Lady Battersea approached Claude Montefiore and Arthur Moro (Note: Arthur Moro, a cousin of Lady Constance Battersea, was an attorney by profession who served as an advocate for the JAPGW and represented women and girls in their court trials on matters of human trafficking.) (both her cousins), and Baroness Emma Louisa von Rothschild, as well as their friend Rabbi Simeon Singer. Together with Constance's sister, Annie Henrietta Yorke, they founded The Jewish Ladies Association for Preventive and Rescue Work. Lady Battersea served as the Head Secretary and Lady Rothschild was appointed President, while the men served as the "Gentlemen's Committee," an auxiliary council accompanying the association. As with other women's welfare associations of that period in Great Britain, the founders were from the upper class and performed their duties on a voluntary basis. Their objective was to rescue women who had strayed from their path, to rehabilitate them for reintegration into mainstream society, and effectively to break them out of the cycle of prostitution.

=== Operations ===
The Association's leadership understood from the outset that any rescue activity, even well-organized, would be unable to provide a solution to the root of the phenomenon.

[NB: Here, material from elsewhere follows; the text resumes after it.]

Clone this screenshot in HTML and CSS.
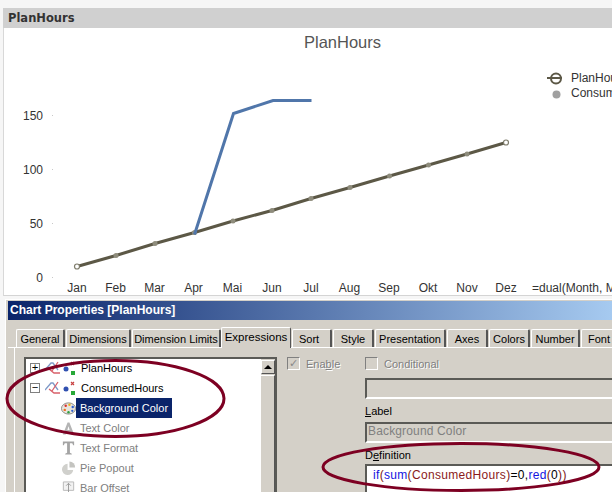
FILE: index.html
```html
<!DOCTYPE html>
<html lang="en">
<head>
<meta charset="utf-8">
<title>PlanHours</title>
<link rel="stylesheet" href="styles.css">
</head>
<body>
<div class="shot">
  <section class="window">
    <header class="caption">PlanHours</header>
    <svg class="chart" width="608" height="267" viewBox="4 28 608 267">
      <text class="c-title" x="342.500" y="48" text-anchor="middle">PlanHours</text>
      <g class="ticks">
        <rect x="52" y="115" width="1" height="1"/><rect x="52" y="169" width="1" height="1"/><rect x="52" y="223" width="1" height="1"/><rect x="52" y="277" width="1" height="1"/>
      </g>
      <g class="c-label" text-anchor="end">
        <text x="43" y="120">150</text><text x="43" y="174">100</text><text x="43" y="228">50</text><text x="43" y="282">0</text>
      </g>
      <g class="c-label" text-anchor="middle">
        <text x="77" y="292">Jan</text><text x="115.500" y="292">Feb</text><text x="154.500" y="292">Mar</text><text x="193.500" y="292">Apr</text><text x="232.500" y="292">Mai</text><text x="272" y="292">Jun</text><text x="311" y="292">Jul</text><text x="349.500" y="292">Aug</text><text x="389" y="292">Sep</text><text x="428" y="292">Okt</text><text x="467" y="292">Nov</text><text x="506" y="292">Dez</text>
      </g>
      <text class="c-label" x="532" y="292">=dual(Month, Month)</text>
      <polyline class="l-plan" points="77,266.500 116,255.500 155,243.500 194.500,232.500 233,221 272,210.500 311,198.500 350,187.500 389.500,176 428.500,165 467,154 506,142.500"/>
      <g class="dots">
        <circle cx="116" cy="255.500" r="2.500"/><circle cx="155" cy="243.500" r="2.500"/><circle cx="194.500" cy="232.500" r="2.500"/><circle cx="233" cy="221" r="2.500"/><circle cx="272" cy="210.500" r="2.500"/><circle cx="311" cy="198.500" r="2.500"/><circle cx="350" cy="187.500" r="2.500"/><circle cx="389.500" cy="176" r="2.500"/><circle cx="428.500" cy="165" r="2.500"/><circle cx="467" cy="154" r="2.500"/>
      </g>
      <circle class="end-dot" cx="77" cy="266.500" r="2.500"/>
      <circle class="end-dot" cx="506" cy="142.500" r="2.500"/>
      <polyline class="l-cons" points="194.500,234.500 233.500,113.500 273,100.500 311.500,100.500"/>
      <line class="lg-line" x1="547" y1="78" x2="562" y2="78"/>
      <circle class="lg-ring" cx="556" cy="78.500" r="5"/>
      <circle class="lg-dot" cx="556.500" cy="94.500" r="4"/>
      <text class="c-label" x="571" y="82">PlanHours</text>
      <text class="c-label" x="571" y="97">ConsumedHours</text>
    </svg>
  </section>

  <section class="dialog">
    <header class="titlebar">Chart Properties [PlanHours]</header>
    <nav class="tabs">
      <span class="tab t1">General</span>
      <span class="tab t2">Dimensions</span>
      <span class="tab t3">Dimension Limits</span>
      <span class="tab active">Expressions</span>
      <span class="tab t5">Sort</span>
      <span class="tab t6">Style</span>
      <span class="tab t7">Presentation</span>
      <span class="tab t8">Axes</span>
      <span class="tab t9">Colors</span>
      <span class="tab t10">Number</span>
      <span class="tab t11">Font</span>
    </nav>
    <div class="panel">
      <div class="tree">
        <ul class="rows">
          <li class="row">
            <span class="exp">+</span>
            <svg class="ic-line" width="16" height="14" viewBox="0 0 16 14"><path d="M0 9 6 2h2l5 7" fill="none" stroke="#7f9ac8" stroke-width="1.300"/><path d="M7 10 13 1M4 8l5 4h6" fill="none" stroke="#d8606a" stroke-width="1.300"/></svg>
            <svg class="ic-dots" width="13" height="14" viewBox="0 0 13 14"><circle cx="3" cy="8" r="2.500" fill="#3050b0"/><path d="M8 1l3 3M11 1 8 4" stroke="#c84040" stroke-width="1.200"/><rect x="8" y="10" width="4" height="4" fill="#28a838"/></svg>
            <span class="name">PlanHours</span>
          </li>
          <li class="row">
            <span class="exp">&minus;</span>
            <svg class="ic-line" width="16" height="14" viewBox="0 0 16 14"><path d="M0 9 6 2h2l5 7" fill="none" stroke="#7f9ac8" stroke-width="1.300"/><path d="M7 10 13 1M4 8l5 4h6" fill="none" stroke="#d8606a" stroke-width="1.300"/></svg>
            <svg class="ic-dots" width="13" height="14" viewBox="0 0 13 14"><circle cx="3" cy="8" r="2.500" fill="#3050b0"/><path d="M8 1l3 3M11 1 8 4" stroke="#c84040" stroke-width="1.200"/><rect x="8" y="10" width="4" height="4" fill="#28a838"/></svg>
            <span class="name">ConsumedHours</span>
          </li>
          <li class="row child">
            <svg class="ic-child" width="15" height="16" viewBox="0 0 16 16"><ellipse cx="8" cy="8.500" rx="7.500" ry="6" fill="#e8e4dc" stroke="#8a8a84"/><circle cx="5" cy="5.500" r="1.300" fill="#d83030"/><circle cx="9" cy="4.500" r="1.300" fill="#e8b020"/><circle cx="12.500" cy="7" r="1.300" fill="#3060d0"/><circle cx="4" cy="10" r="1.300" fill="#f07020"/><circle cx="8" cy="12.500" r="1.300" fill="#30a040"/><circle cx="12" cy="11" r="1.200" fill="#3060d0"/></svg>
            <span class="name selected">Background Color</span>
          </li>
          <li class="row child off">
            <svg class="ic-child" width="15" height="16" viewBox="0 0 16 16"><path d="M2 15 7 2h2l5 13h-3l-1-3H6l-1 3zM6.800 10h2.400L8 6z" fill="#b4b4b4"/></svg>
            <span class="name">Text Color</span>
          </li>
          <li class="row child off">
            <svg class="ic-child" width="15" height="16" viewBox="0 0 16 16"><path d="M2 1h12v4h-1l-1-2H9.500v10l2 1v1h-7v-1l2-1V3H4L3 5H2z" fill="#a4a4a4"/></svg>
            <span class="name">Text Format</span>
          </li>
          <li class="row child off">
            <svg class="ic-child" width="15" height="16" viewBox="0 0 16 16"><path d="M7 3.500a6 6 0 1 0 6 6.500H7z" fill="#d0d0cc"/><path d="M9 1a6 6 0 0 1 6 6.500H9z" fill="#c4c4c0"/></svg>
            <span class="name">Pie Popout</span>
          </li>
          <li class="row child off">
            <svg class="ic-child" width="15" height="16" viewBox="0 0 16 16"><path d="M2.500 1.500h11v9h-11z" fill="#f2f2f2" stroke="#b8b8b8"/><path d="M8 3v13M5.500 5.500 8 3l2.500 2.500" fill="none" stroke="#989898"/></svg>
            <span class="name">Bar Offset</span>
          </li>
        </ul>
        <div class="scroll"><span class="arrow"></span><span class="thumb"></span></div>
      </div>
      <div class="enable"><span class="check on">&#10003;</span><span class="dis">Ena<u>b</u>le</span></div>
      <div class="right">
        <div class="cond"><span class="check"></span><span class="dis">Conditional</span></div>
        <div class="field blank"></div>
        <div class="lab"><u>L</u>abel</div>
        <div class="field value">Background Color</div>
        <div class="lab def">D<u>e</u>finition</div>
        <div class="code"><i class="kw">if</i><i class="br">(</i><i class="kw">sum</i><i class="br">(</i><i class="fd">ConsumedHours</i><i class="br">)</i>=0,<i class="kw">red</i><i class="br">(</i>0<i class="br">))</i></div>
      </div>
    </div>
  </section>

  <svg class="marks" width="612" height="492" viewBox="0 0 612 492">
    <ellipse cx="115.500" cy="398.500" rx="108.500" ry="38"/>
    <ellipse cx="461" cy="467" rx="138" ry="23.500"/>
  </svg>
</div>
</body>
</html>
```

FILE: styles.css
```css
* { box-sizing: border-box; margin: 0; padding: 0; }
html, body { width: 612px; height: 492px; overflow: hidden; background: #f6f6f6; }
body { font-family: "Liberation Sans", Arial, sans-serif; }
.shot { position: relative; width: 612px; height: 492px; overflow: hidden; padding-top: 8px; display: flex; flex-direction: column; }

.window { margin-left: 3px; border-left: 1px solid #d8d8d8; border-bottom: 1px solid #d4d4d4; height: 288px; background: #fff; flex: none; }
.caption { height: 20px; background: #d0d0d0; color: #333; font: bold 11.500px/20px "DejaVu Sans", sans-serif; padding-left: 5px; margin-left: -1px; }
.chart { display: block; }
.chart text { font-family: "Liberation Sans", Arial, sans-serif; }
.chart .c-title { font-size: 16.500px; fill: #555; }
.c-label { font-size: 12px; fill: #333; }
.ticks { fill: #c8c8c8; }
.l-plan { fill: none; stroke: #5c5846; stroke-width: 3; }
.l-cons { fill: none; stroke: #5076aa; stroke-width: 3; }
.dots { fill: #8e8c7c; }
.end-dot { fill: #fff; stroke: #7e7c6c; stroke-width: 1.200; }
.lg-line { stroke: #5c5846; stroke-width: 2; }
.lg-ring { fill: none; stroke: #5c5846; stroke-width: 2; }
.lg-dot { fill: #a0a0a0; }

.dialog { margin: 3px 0 0 5px; flex: 1; min-height: 0; background: #d4d0c8; border-top: 1px solid #fff; border-left: 1px solid #fff; padding: 1px 0 0 2px; font-size: 11px; color: #000; display: flex; flex-direction: column; }
.titlebar { height: 19px; flex: none; background: linear-gradient(90deg, #0a246a, #a6caf0); color: #fff; font: bold 12px/19px "Liberation Sans", sans-serif; padding-left: 2px; }
.tabs { display: flex; align-items: flex-end; height: 28px; flex: none; padding-left: 8px; gap: 1px; border-bottom: 1px solid #fff; }
.tab { height: 18px; padding-top: 2px; text-align: center; border-top: 1px solid #fff; border-left: 1px solid #fff; border-right: 2px solid #555; border-radius: 2px 2px 0 0; line-height: 15px; flex: none; white-space: nowrap; }
.t1 { width: 49px; } .t2 { width: 65px; } .t3 { width: 89px; }
.active { width: 70px; height: 21px; padding-top: 2px; margin-left: -1px; margin-bottom: -1px; background: #d4d0c8; position: relative; border-right: 1px solid #555; font-size: 11.500px; }
.t5 { width: 40px; text-align: left; padding-left: 6px; } .t6 { width: 41px; } .t7 { width: 71px; } .t8 { width: 41px; } .t9 { width: 41px; } .t10 { width: 49px; } .t11 { width: 50px; text-align: left; padding-left: 6px; }

.panel { flex: 1; min-height: 0; margin-left: 6px; border-left: 1px solid #fff; padding: 9px 0 0 9px; display: flex; align-items: flex-start; overflow: hidden; }
.tree { width: 253px; height: 160px; flex: none; background: #fff; border: 2px solid #5a5a56; border-bottom: 0; display: flex; }
.rows { list-style: none; flex: 1; margin-top: -1px; }
.row { height: 20px; display: flex; align-items: center; padding-left: 4px; white-space: nowrap; }
.exp { width: 10px; height: 10px; flex: none; border: 1px solid #808080; font: 11px/8px "Liberation Mono", monospace; text-align: center; margin-right: 5px; }
.ic-line { flex: none; margin-right: 2px; }
.ic-dots { flex: none; margin-right: 5px; }
.name { line-height: 20px; }
.child { padding-left: 35px; }
.ic-child { flex: none; }
.selected { background: #0a246a; color: #fff; padding: 0 0 0 4px; width: 96px; }
.off .name { color: #808080; padding-left: 4px; }
.scroll { width: 15px; flex: none; background: #d4d0c8; border-left: 1px solid #fff; padding-top: 1px; }
.arrow { display: block; height: 14px; background: #d4d0c8; border: 1px solid; border-color: #fff #555 #555 #fff; position: relative; }
.arrow::after { content: ""; position: absolute; left: 2px; top: 4px; border: 4px solid transparent; border-top: 0; border-bottom: 4px solid #000; }
.thumb { display: block; height: 160px; margin-top: 1px; border-top: 1px solid #fff; border-right: 1px solid #555; }

.enable { display: flex; align-items: center; gap: 6px; margin-left: 10px; width: 78px; flex: none; height: 13px; }
.check { width: 13px; height: 13px; flex: none; border: 1px solid; border-color: #808080 #fff #fff #808080; font: 11px/11px "DejaVu Sans", sans-serif; color: #888; text-align: center; display: block; }
.dis { color: #808080; text-shadow: 1px 1px 0 #fff; }
.right { flex: 1; min-width: 0; margin-right: -20px; display: flex; flex-direction: column; }
.cond { display: flex; align-items: center; gap: 6px; height: 13px; }
.field { border: 2px solid #5a5a56; border-right: 0; border-bottom-color: #fff; height: 21px; }
.blank { margin-top: 8px; }
.lab { height: 23px; line-height: 15px; padding-top: 5px; }
.value { color: #808080; font-size: 12px; padding-left: 1px; line-height: 15px; letter-spacing: .15px; }
.def { height: 21px; padding-top: 5px; }
.code { background: #fff; border: 2px solid #5a5a56; border-right: 0; border-bottom: 0; height: 40px; padding: 1px 0 0 6px; font-size: 12px; line-height: 16px; letter-spacing: .32px; }
.code i { font-style: normal; }
.kw { color: #1414e0; }
.br { color: #7a1414; }
.fd { color: #8b1a1a; }

.marks { position: absolute; left: 0; top: 0; pointer-events: none; }
.marks ellipse { fill: none; stroke: #7d0022; stroke-width: 3; }
```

Rather, an approach towards early identification of at-risk women would serve to prevent their temptation and falling into the hands of the so-called "white slavers". The organizers discovered that a large proportion of the recruitment activity took place at the ports of entry when unaccompanied women and girls disembarked alone, confused and helpless, unaware of possible dangers awaiting them. There they might be met by agents of procurers offering to accompany them to the new arrival's intended destination, or with an offer of easy and profitable work to assure a favorable start in their new country. Upon identifying the problem, the women of the Association engaged Mr. Sternheim (Note: Mr. Sternheim, whose wife was the director of the Association's Charcroft House residence, worked for many years as a port agent.) to represent the JAPGW at the ports. (Note: The Association's women's shelter was called Charcroft House and was managed by Mrs. Harris.) His task was to identify young women who traveled alone and offer them the aid of the JAPGW. Thus they hoped to reduce the exposure of innocent young women to engage in prostitution.

The Association rented a small building to serve as a shelter accommodating single mothers with one child. Soon they recognized the need for vocational training for sheltered women to find dignified employment. The first occupations were as laundresses and domestic servants, and lessons included prayer. (Note: The shelter housemothers instructed their charges in prayer as a regular part of their daily program. This stemmed from a world view that the belief in God would strengthen the protegees and help them commit to a moral path.)

== 1896–1947: Jewish Association for the Protection of Girls and Women ==
In 1896, the organization renamed itself to the Jewish Association for the Protection of Girls and Women. It disbanded in 1947.